In the 1870’s the English scientist, Lord Rayleigh, weighed in with part of the explanation. But to understand his rationale, we need to know two things about how we perceive light. First, all colors of visible sunlight from the short-wave violet to blue, green, yellow, orange, and the long -wave red, are emitted by the Sun, yet not in equal amounts. The predominant color in the visible spectrum is blue. Second, our eyes detect green light better than the other colors and they perceive blue light pretty well. Mixed together, all the colors of visible light appear white to us.
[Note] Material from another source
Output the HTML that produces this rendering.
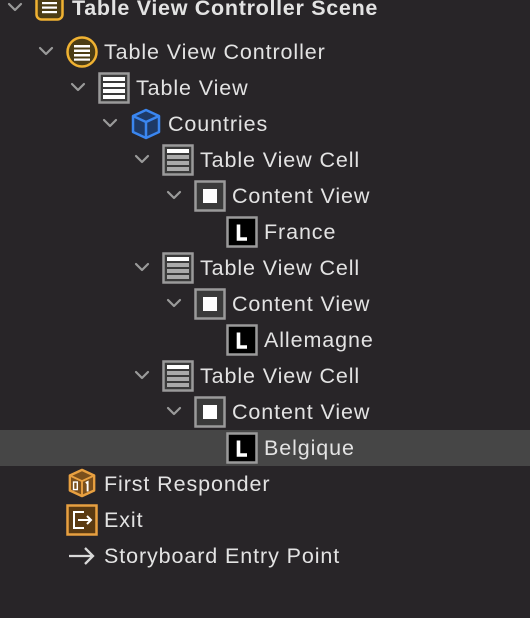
<!DOCTYPE html><html><head><style>
body{margin:0;width:530px;height:618px;background:#282528;overflow:hidden;font-family:"Liberation Sans",sans-serif;color:#e3e3e3;font-size:21.5px;position:relative}
.r{position:absolute;left:0;width:530px;height:36px}
.sel{background:#464646}
.t{position:absolute;top:6px;white-space:nowrap;letter-spacing:0.9px}
.ch{position:absolute;top:12px;width:16px;height:10px}
.ic{position:absolute;top:2px;width:32px;height:32px}
</style></head><body>
<svg width="0" height="0" style="position:absolute"><defs>
<symbol id="chev" viewBox="0 0 16 10"><path d="M2 2 L8 8 L14 2" fill="none" stroke="#9a9a9a" stroke-width="2.2" stroke-linecap="round" stroke-linejoin="round"/></symbol>
<symbol id="tv" viewBox="0 0 32 32"><rect x="1.5" y="1.5" width="29" height="29" fill="#3a3a3a" stroke="#9a9a9a" stroke-width="2.5"/><rect x="5" y="5" width="22" height="4" fill="#fff"/><rect x="5" y="11" width="22" height="4" fill="#fff"/><rect x="5" y="17" width="22" height="4" fill="#fff"/><rect x="5" y="23" width="22" height="4" fill="#fff"/></symbol>
<symbol id="cell" viewBox="0 0 32 32"><rect x="1.5" y="1.5" width="29" height="29" fill="#3a3a3a" stroke="#9a9a9a" stroke-width="2.5"/><rect x="5" y="5" width="22" height="4" fill="#fff"/><rect x="5" y="11" width="22" height="4" fill="#aaa"/><rect x="5" y="17" width="22" height="4" fill="#aaa"/><rect x="5" y="23" width="22" height="4" fill="#aaa"/></symbol>
<symbol id="cv" viewBox="0 0 32 32"><rect x="1.5" y="1.5" width="29" height="29" fill="#3a3a3a" stroke="#9a9a9a" stroke-width="2.5"/><rect x="9" y="9" width="14" height="14" fill="#fff"/></symbol>
<symbol id="lab" viewBox="0 0 32 32"><rect x="1.5" y="1.5" width="29" height="29" fill="#000" stroke="#9a9a9a" stroke-width="2.5"/><path d="M12.5 8.5 V23 H21" fill="none" stroke="#fff" stroke-width="3.6"/></symbol>
</defs></svg>

<div class="r" style="top:-10px"><svg class="ch" style="left:7px"><use href="#chev"/></svg>
<svg class="ic" style="left:35px;top:-1px;width:29px;height:32px" viewBox="0 0 29 32"><rect x="1.5" y="1.5" width="26" height="29" rx="5" fill="#4c3d15" stroke="#f0b232" stroke-width="2.5"/><rect x="7" y="13" width="15" height="2.2" fill="#fff"/><rect x="7" y="17.5" width="15" height="2.2" fill="#fff"/><rect x="7" y="22" width="15" height="2.2" fill="#fff"/></svg>
<span class="t" style="left:72px;font-weight:bold;letter-spacing:0.7px">Table View Controller Scene</span></div>

<div class="r" style="top:34px"><svg class="ch" style="left:38px"><use href="#chev"/></svg>
<svg class="ic" style="left:66px" viewBox="0 0 32 32"><circle cx="16" cy="16" r="14.5" fill="#4c3d15" stroke="#f0b232" stroke-width="2.5"/><rect x="8" y="9" width="16" height="2.5" fill="#fff"/><rect x="8" y="13.5" width="16" height="2.5" fill="#fff"/><rect x="8" y="18" width="16" height="2.5" fill="#fff"/><rect x="8" y="22.5" width="16" height="2.2" fill="#fff"/></svg>
<span class="t" style="left:104px">Table View Controller</span></div>

<div class="r" style="top:70px"><svg class="ch" style="left:70px"><use href="#chev"/></svg><svg class="ic" style="left:98px"><use href="#tv"/></svg><span class="t" style="left:136px">Table View</span></div>

<div class="r" style="top:106px"><svg class="ch" style="left:102px"><use href="#chev"/></svg>
<svg class="ic" style="left:130px" viewBox="0 0 32 32"><path d="M16 2 L29 8 V24 L16 30 L3 24 V8 Z" fill="#1e3a66" stroke="#3a86f0" stroke-width="2.5" stroke-linejoin="round"/><path d="M3 8 L16 14 L29 8 M16 14 V30" fill="none" stroke="#3a86f0" stroke-width="2.5"/></svg>
<span class="t" style="left:168px">Countries</span></div>

<div class="r" style="top:142px"><svg class="ch" style="left:134px"><use href="#chev"/></svg><svg class="ic" style="left:162px"><use href="#cell"/></svg><span class="t" style="left:200px">Table View Cell</span></div>
<div class="r" style="top:178px"><svg class="ch" style="left:166px"><use href="#chev"/></svg><svg class="ic" style="left:194px"><use href="#cv"/></svg><span class="t" style="left:232px">Content View</span></div>
<div class="r" style="top:214px"><svg class="ic" style="left:226px"><use href="#lab"/></svg><span class="t" style="left:264px">France</span></div>

<div class="r" style="top:250px"><svg class="ch" style="left:134px"><use href="#chev"/></svg><svg class="ic" style="left:162px"><use href="#cell"/></svg><span class="t" style="left:200px">Table View Cell</span></div>
<div class="r" style="top:286px"><svg class="ch" style="left:166px"><use href="#chev"/></svg><svg class="ic" style="left:194px"><use href="#cv"/></svg><span class="t" style="left:232px">Content View</span></div>
<div class="r" style="top:322px"><svg class="ic" style="left:226px"><use href="#lab"/></svg><span class="t" style="left:264px">Allemagne</span></div>

<div class="r" style="top:358px"><svg class="ch" style="left:134px"><use href="#chev"/></svg><svg class="ic" style="left:162px"><use href="#cell"/></svg><span class="t" style="left:200px">Table View Cell</span></div>
<div class="r" style="top:394px"><svg class="ch" style="left:166px"><use href="#chev"/></svg><svg class="ic" style="left:194px"><use href="#cv"/></svg><span class="t" style="left:232px">Content View</span></div>
<div class="r sel" style="top:430px"><svg class="ic" style="left:226px"><use href="#lab"/></svg><span class="t" style="left:264px">Belgique</span></div>

<div class="r" style="top:466px">
<svg class="ic" style="left:67px;width:30px;height:30px" viewBox="0 0 32 32"><path d="M16 2 L29 8 V24 L16 30 L3 24 V8 Z" fill="#7a4f1c" stroke="#e8a040" stroke-width="2.5" stroke-linejoin="round"/><path d="M3 8 L16 14 L29 8 M16 14 V30" fill="none" stroke="#e8a040" stroke-width="2"/><rect x="7" y="15" width="4" height="8" fill="none" stroke="#fff" stroke-width="1.5"/><path d="M20 16 L22 15 V25" fill="none" stroke="#fff" stroke-width="2"/></svg>
<span class="t" style="left:104px">First Responder</span></div>
<div class="r" style="top:502px">
<svg class="ic" style="left:66px" viewBox="0 0 32 32"><rect x="1.5" y="1.5" width="29" height="29" fill="#5a3a12" stroke="#e8a040" stroke-width="2.5"/><path d="M18 8 H8 V24 H18 M12 16 H25 M21 12 L25 16 L21 20" fill="none" stroke="#fff" stroke-width="2"/></svg>
<span class="t" style="left:104px">Exit</span></div>
<div class="r" style="top:538px">
<svg class="ic" style="left:66px" viewBox="0 0 32 32"><path d="M3 16 H27 M19 8 L27 16 L19 24" fill="none" stroke="#d8d8d8" stroke-width="2.3"/></svg>
<span class="t" style="left:104px">Storyboard Entry Point</span></div>
</body></html>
Imagine a cork at rest on the surface of a tranquil pond. A stone is then dropped into the pond, sending out waves that cause the cork move up and down. The cork receives wave energy and then oscillates up and down, and in a similar manner light waves can interact with air molecules. However, the air particles do not keep the energy from light waves that fall upon them, but quickly re-radiate that light energy in random directions. Hence the initial light that was coming from a specific direction is now scattered (re-radiated) in all directions.
This scattering depends upon particle or molecule size and the wavelength of the incident light. Scattering is proportional to one divided by wavelength to the fourth power. The long waves of sunlight (red) are less effectively scattered than the shorter ones (blue) by the small air particles in our atmosphere. Since red light has a wavelength (700nm) about 1.7 times greater than blue light (400nm) Rayleigh's findings show that blue light has about 9 times greater chance of scattering than red light. This scattered blue light goes out in all directions through the atmosphere and comes to us from throughout the sky during the day.
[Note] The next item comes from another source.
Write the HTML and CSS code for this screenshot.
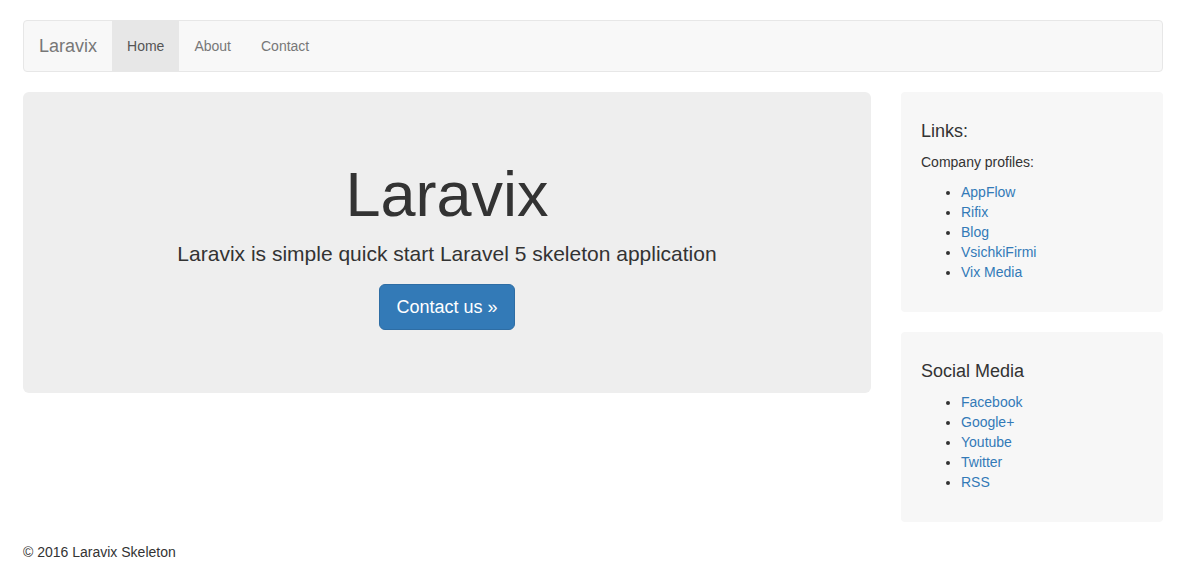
FILE: index.html
```html
<!DOCTYPE html>
<html lang="en">
<head>
<meta charset="utf-8">
<title>Laravix</title>
<link rel="stylesheet" href="styles.css">
</head>
<body>
<div class="page">
  <nav class="navbar">
    <a class="brand" href="#">Laravix</a>
    <ul class="nav">
      <li><a class="active" href="#">Home</a></li>
      <li><a href="#">About</a></li>
      <li><a href="#">Contact</a></li>
    </ul>
  </nav>
  <div class="row">
    <main class="main">
      <div class="jumbotron">
        <h1>Laravix</h1>
        <p>Laravix is simple quick start Laravel 5 skeleton application</p>
        <p><a class="btn" href="#">Contact us &raquo;</a></p>
      </div>
    </main>
    <aside class="sidebar">
      <div class="well">
        <h4>Links:</h4>
        <p>Company profiles:</p>
        <ul>
          <li><a href="#">AppFlow</a></li>
          <li><a href="#">Rifix</a></li>
          <li><a href="#">Blog</a></li>
          <li><a href="#">VsichkiFirmi</a></li>
          <li><a href="#">Vix Media</a></li>
        </ul>
      </div>
      <div class="well">
        <h4>Social Media</h4>
        <ul>
          <li><a href="#">Facebook</a></li>
          <li><a href="#">Google+</a></li>
          <li><a href="#">Youtube</a></li>
          <li><a href="#">Twitter</a></li>
          <li><a href="#">RSS</a></li>
        </ul>
      </div>
    </aside>
  </div>
  <footer class="footer">
    <p>&copy; 2016 Laravix Skeleton</p>
  </footer>
</div>
</body>
</html>
```

FILE: styles.css
```css
* { box-sizing: border-box; }
html, body { margin: 0; padding: 0; }
body {
  font-family: "Liberation Sans", Arial, sans-serif;
  font-size: 14px;
  line-height: 20px;
  color: #333;
  background: #fff;
}
a { color: #337ab7; text-decoration: none; }
p { margin: 0 0 10px; }

.page {
  margin: 0 26px 0 23px;
  padding-top: 20px;
}

.navbar {
  display: flex;
  align-items: stretch;
  min-height: 52px;
  background: #f8f8f8;
  border: 1px solid #e7e7e7;
  border-radius: 4px;
  margin-bottom: 20px;
}
.brand {
  display: block;
  padding: 15px;
  font-size: 18px;
  line-height: 20px;
  height: 50px;
  color: #777;
}
.nav {
  display: flex;
  list-style: none;
  margin: 0;
  padding: 0;
}
.nav a {
  display: block;
  padding: 15px;
  line-height: 20px;
  color: #777;
}
.nav a.active {
  background: #e7e7e7;
  color: #555;
}

.row {
  display: grid;
  grid-template-columns: 848px 1fr;
  column-gap: 30px;
}

.jumbotron {
  background: #eee;
  border-radius: 6px;
  padding: 48px 60px;
  text-align: center;
  margin-bottom: 30px;
}
.jumbotron h1 {
  font-size: 63px;
  font-weight: 500;
  line-height: 1.1;
  margin: 20px 0 10px;
  color: #333;
}
.jumbotron p {
  font-size: 21px;
  line-height: 30px;
  font-weight: 200;
  margin-bottom: 15px;
}
.jumbotron p:last-child { margin-bottom: 15px; line-height: 46px; }
.btn {
  display: inline-block;
  vertical-align: top;
  padding: 10px 16px;
  font-size: 18px;
  line-height: 24px;
  color: #fff;
  background: #337ab7;
  border: 1px solid #2e6da4;
  border-radius: 6px;
}

.well {
  background: #f7f7f7;
  border-radius: 4px;
  padding: 20px;
  margin-bottom: 20px;
}
.well h4 {
  font-size: 18px;
  font-weight: 500;
  line-height: 1.1;
  margin: 10px 0 10px;
}
.well ul {
  margin: 0 0 10px;
  padding-left: 40px;
}

.footer p { margin: 0 0 10px; }
```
However, when the sun is near the horizon sunlight must pass through a thicker amount of atmosphere than when it is overhead. As the light travels the longer distance through the atmosphere most of the blue light gets scattered out and the light that remains has proportionally more orange, leading to the beautiful sunrises and sunsets we are often blessed to see. These scattering effects are not however constant. Lord Rayleigh’s explanation ignores the effect of water vapor, dust particles, ozone, chemical pollutants, and eye response. All of these mechanisms can enhance or diminish the beauty or color of a sunrise or sunset.
In space or on the Moon there is no atmosphere to scatter light. The light from the sun travels a straight line without scattering and all the colors stay together. Looking toward the sun we thus see a brilliant white light while looking away we would see only the darkness of empty space. Since there is virtually nothing in space to scatter or re-radiate the light to our eye, we see no part of the light and the sky appears to be black.